Menfaatperest insan tiplerinin de her halda kendine has kitapları olsa gerek. Her yaptıklarını “Kılıfına uydururlar” dolayısı ile rahattırlar.
Menfaatperest insanların görülebilen özelliklerine dikkat edildiğine şunları görebilmek mümkündür:
-Ortada var olan duruma göre davranış geliştirirler. “Rüzgar ne yandan eserse o tarafa dönerler.”
-Müslümanlar arasında dindarlık tavırlarına birşey diyemezsin. Söz de ettirmezler.
-Milliyetçilik sembolleri –vatan, millet, bayrak- altında tam milliyetçidirler.
-Kıblegahları, menfaatlerinin, dünyalık imkanların olduğu taraftır.
Ama; Oduncu Baba mahlasıyla şiirleri olan halk şairinin bu tipleri tarifini ne kadar güzel yaptığına bakmak gerek.
“Sınır tanımaz her kılığa girer,
Menfaat için etek bile giyer.
Sıkışırsa yalan hazır cebinde,
Büyük dedem zaten iskoçyalı der.”
Siyasete giren menfaatperest insanların bir koltuk kapabilme adına neler yapabildiklerini, yapabileceklerini az-çok hepimiz biliriz.
Menfaat, insan ilişkilerini olumsuz yönde etkileyen, bozup tahrip eden sosyal bir problemdir.
İnsan, fıtrata aykırı davranışlara ne zaman bürünürler? Biliri ve inanırız ki; her doğan fıtrat üzere doğar. Yaşantı şartları, örneklik edenler sayesinde fıtratı olumlu veya olumsuz yönde etkiler.
Aile eğitiminin, örneklik davranışların, etik kurallara saygının ve benimsenmesinin ne kadar önemli olduğunu unutmadan kendimize dikkat etmemiz gerekiyor.
“Hakiki bir mümin, başkalarının malına ve makamına tamah etmez. Alnının teriyle elde ettiğine rıza gösterir ve böylece hiç bir aksilik onun saadetine mani olmaz.” (Umran)

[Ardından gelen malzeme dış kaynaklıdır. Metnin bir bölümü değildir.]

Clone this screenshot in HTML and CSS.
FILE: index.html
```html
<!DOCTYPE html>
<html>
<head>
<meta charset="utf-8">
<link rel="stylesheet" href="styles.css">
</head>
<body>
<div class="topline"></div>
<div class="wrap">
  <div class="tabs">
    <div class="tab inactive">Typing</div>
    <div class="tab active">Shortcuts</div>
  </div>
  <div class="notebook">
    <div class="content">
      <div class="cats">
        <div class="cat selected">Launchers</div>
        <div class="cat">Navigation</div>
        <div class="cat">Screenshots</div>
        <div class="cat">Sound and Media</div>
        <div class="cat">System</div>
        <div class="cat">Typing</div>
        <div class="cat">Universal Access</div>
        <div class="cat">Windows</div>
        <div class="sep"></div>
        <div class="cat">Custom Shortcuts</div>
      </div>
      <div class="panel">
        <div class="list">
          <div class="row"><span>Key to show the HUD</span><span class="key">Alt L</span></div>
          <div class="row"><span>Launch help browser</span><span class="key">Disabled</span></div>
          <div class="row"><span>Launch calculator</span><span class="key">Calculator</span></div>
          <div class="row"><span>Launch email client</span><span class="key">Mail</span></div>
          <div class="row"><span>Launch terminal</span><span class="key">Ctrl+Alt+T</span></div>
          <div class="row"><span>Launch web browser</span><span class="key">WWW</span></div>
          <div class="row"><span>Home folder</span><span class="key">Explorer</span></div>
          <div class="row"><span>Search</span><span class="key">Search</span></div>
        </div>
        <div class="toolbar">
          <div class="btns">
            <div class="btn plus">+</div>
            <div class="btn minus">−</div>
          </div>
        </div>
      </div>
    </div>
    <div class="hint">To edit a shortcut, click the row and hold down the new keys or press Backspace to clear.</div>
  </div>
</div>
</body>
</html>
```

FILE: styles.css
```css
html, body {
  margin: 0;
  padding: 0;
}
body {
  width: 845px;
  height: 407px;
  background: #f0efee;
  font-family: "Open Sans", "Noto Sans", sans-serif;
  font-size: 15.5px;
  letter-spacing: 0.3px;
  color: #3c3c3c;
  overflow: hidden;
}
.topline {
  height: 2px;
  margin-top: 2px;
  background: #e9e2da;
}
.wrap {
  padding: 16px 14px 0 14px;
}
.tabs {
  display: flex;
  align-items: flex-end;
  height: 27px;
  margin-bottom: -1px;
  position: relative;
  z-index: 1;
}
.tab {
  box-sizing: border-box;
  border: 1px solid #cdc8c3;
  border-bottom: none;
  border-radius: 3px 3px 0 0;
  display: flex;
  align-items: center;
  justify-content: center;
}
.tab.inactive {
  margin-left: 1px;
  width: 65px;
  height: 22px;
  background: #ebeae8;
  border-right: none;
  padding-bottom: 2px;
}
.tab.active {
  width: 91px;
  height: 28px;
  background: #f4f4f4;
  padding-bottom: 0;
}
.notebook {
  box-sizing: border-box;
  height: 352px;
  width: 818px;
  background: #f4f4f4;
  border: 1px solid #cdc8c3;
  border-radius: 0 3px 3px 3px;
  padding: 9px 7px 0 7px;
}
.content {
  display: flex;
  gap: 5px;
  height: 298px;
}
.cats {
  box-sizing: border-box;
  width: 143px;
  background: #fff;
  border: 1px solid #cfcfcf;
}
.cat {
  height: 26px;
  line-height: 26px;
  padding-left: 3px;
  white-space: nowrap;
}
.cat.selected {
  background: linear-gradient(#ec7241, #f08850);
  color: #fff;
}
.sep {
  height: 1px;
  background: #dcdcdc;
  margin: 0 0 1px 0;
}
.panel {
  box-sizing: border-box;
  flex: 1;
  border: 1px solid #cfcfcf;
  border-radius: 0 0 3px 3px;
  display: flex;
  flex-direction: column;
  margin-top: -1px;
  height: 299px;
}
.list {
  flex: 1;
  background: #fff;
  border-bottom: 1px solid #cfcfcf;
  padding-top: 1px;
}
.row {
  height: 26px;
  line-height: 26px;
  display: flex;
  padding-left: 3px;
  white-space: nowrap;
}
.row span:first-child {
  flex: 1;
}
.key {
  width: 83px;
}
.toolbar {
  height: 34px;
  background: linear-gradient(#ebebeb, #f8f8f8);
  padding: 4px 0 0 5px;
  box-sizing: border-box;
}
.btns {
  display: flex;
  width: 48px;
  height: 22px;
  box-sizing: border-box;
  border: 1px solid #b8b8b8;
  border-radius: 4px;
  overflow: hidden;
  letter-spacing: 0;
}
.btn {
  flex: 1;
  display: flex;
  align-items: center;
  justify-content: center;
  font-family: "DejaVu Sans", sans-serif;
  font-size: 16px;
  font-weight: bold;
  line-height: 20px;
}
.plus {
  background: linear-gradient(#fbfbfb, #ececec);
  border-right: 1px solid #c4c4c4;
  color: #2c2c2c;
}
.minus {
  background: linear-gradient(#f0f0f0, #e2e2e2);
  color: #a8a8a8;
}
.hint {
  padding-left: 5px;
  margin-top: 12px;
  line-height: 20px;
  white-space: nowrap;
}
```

Böyle bir anlayış sahibi insanların, toplumsal sosyal hayatlarının düzenli olmaması için hiç bir sebep olmasa gerek.
Kendi menfaatini ön planda tutmayan, peygamber ahlakını benimseyen insanlar, insanların menfaatini kendi çıkarlarına tercih ederler.
Geçici dünya menfaatleri için, bu dünya ve ahiretimizi sıkıntıya düşürmeye değer mi?